Recently, the Iowa Court of Appeals decided a case involving spousal support.  (The court also discussed the award of attorney fees and the husband’s child support obligation.)  The case, In Re the Marriage of Jeffrey A. Richter and Lisa M. Richter, involved a marriage that had produced four children.  The parties had appealed the decree entered in their dissolution, with both parties arguing that the spousal support awarded was incorrect.

Spousal Support in Iowa

The court explains the issue of spousal support in its decision:

Spousal support “is an allowance to the spouse in lieu of the legal obligation for support.” In re Marriage of Sjulin, 431 N.W.2d 773, 775 (Iowa 1988). Spousal support is a discretionary award dependent upon each party’s earning capacity and present standards of living, as well as the ability to pay and the relative need for support. See In re Marriage of Kurtt, 561 N.W.2d 385, 387 (Iowa Ct. App. 1997). Spousal support “is not an absolute right; an award depends on the circumstances of each particular case.” In re Marriage of Dieger, 584 N.W.2d 567, 570 (Iowa Ct.
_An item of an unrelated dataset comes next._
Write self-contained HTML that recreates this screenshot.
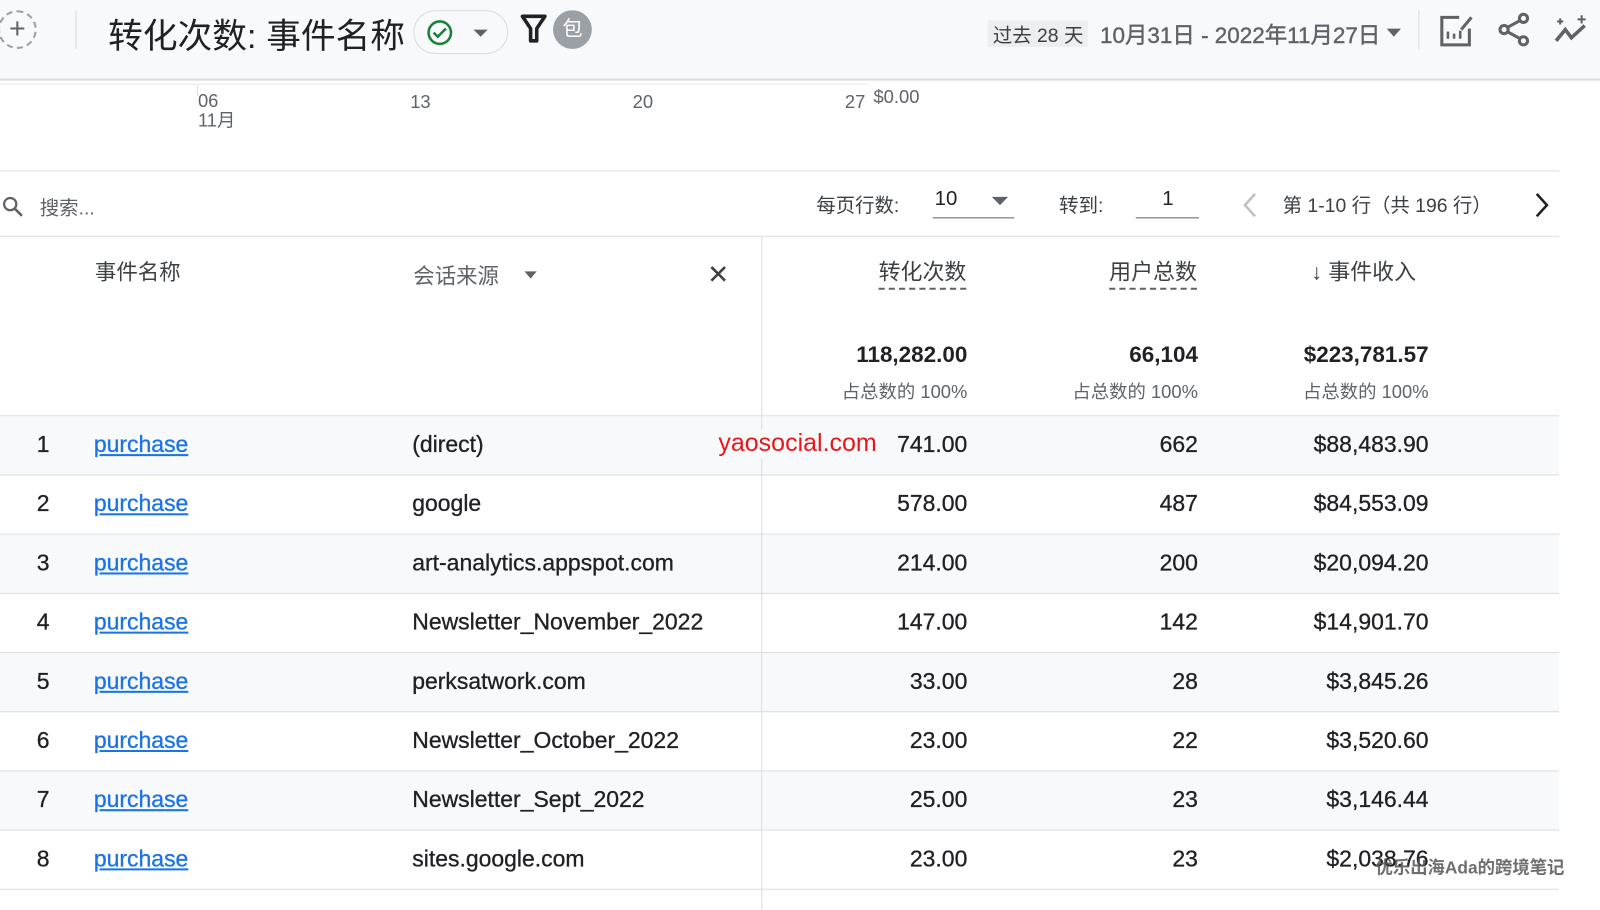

App. 1998).

Factors Considered by the Court in Awarding Spousal Support

The Iowa Code addresses spousal support in Section 598.21(A).  Here, the criteria for determining support are listed.  They are:

  1. The length of the marriage
  2. The age and physical and emotional health of the parties
  3. The distribution of property made in the dissolution
  4. The education level of each party at the time of the marriage and at the time the action is commenced
  5. The earning capacity of the party seeking maintenance
  6. The feasibility of the party seeking maintenance becoming self-supporting at a standard of living reasonably comparable to that enjoyed during the marriage
  7. The tax consequences
  8. Any mutual financial agreements between the parties
  9. Any antenuptial agreement
  10. Other factors the court determines relevant

As the court notes, they give “considerable discretion” to the district court in awarding alimony and will only decide differently than the district court when there has been a failure to do equity.

Spousal Support Decision

In this case, the husband has monthly income of approximately $10,000 and the wife has a monthly income of approximately $3000.  After monthly living expenses are considered, there was a $6000 difference between incomes.  The four children lived with the wife.  The district court decided that since the wife was awarded over $20,000 more in the distribution of property, that it was appropriate to award her less spousal support and for a shorter amount of time.  The court awarded her $2200 per month in traditional alimony for twelve years.

Both parties appealed this decision.  The court of appeals agreed with the district court’s award.

Factors in Determining Spousal Support

As in other cases determining spousal support, or alimony, the court took several of the factors listed in Iowa Code Section into consideration.  In affirming the ruling, the court noted that the marriage lasted twelve years.  The husband had a higher earning capacity than the wife.  There were four children produced during the marriage and the wife was working part-time, which was agreed upon at the time of the birth of their youngest child by both parties.  The wife’s employer provided a letter stating that there would be no full time work opportunities for the wife in the near future.

The court states that the amount of alimony is enough for the wife to continue caring for the children as they were cared for during the marriage and gives her time to become fully employed.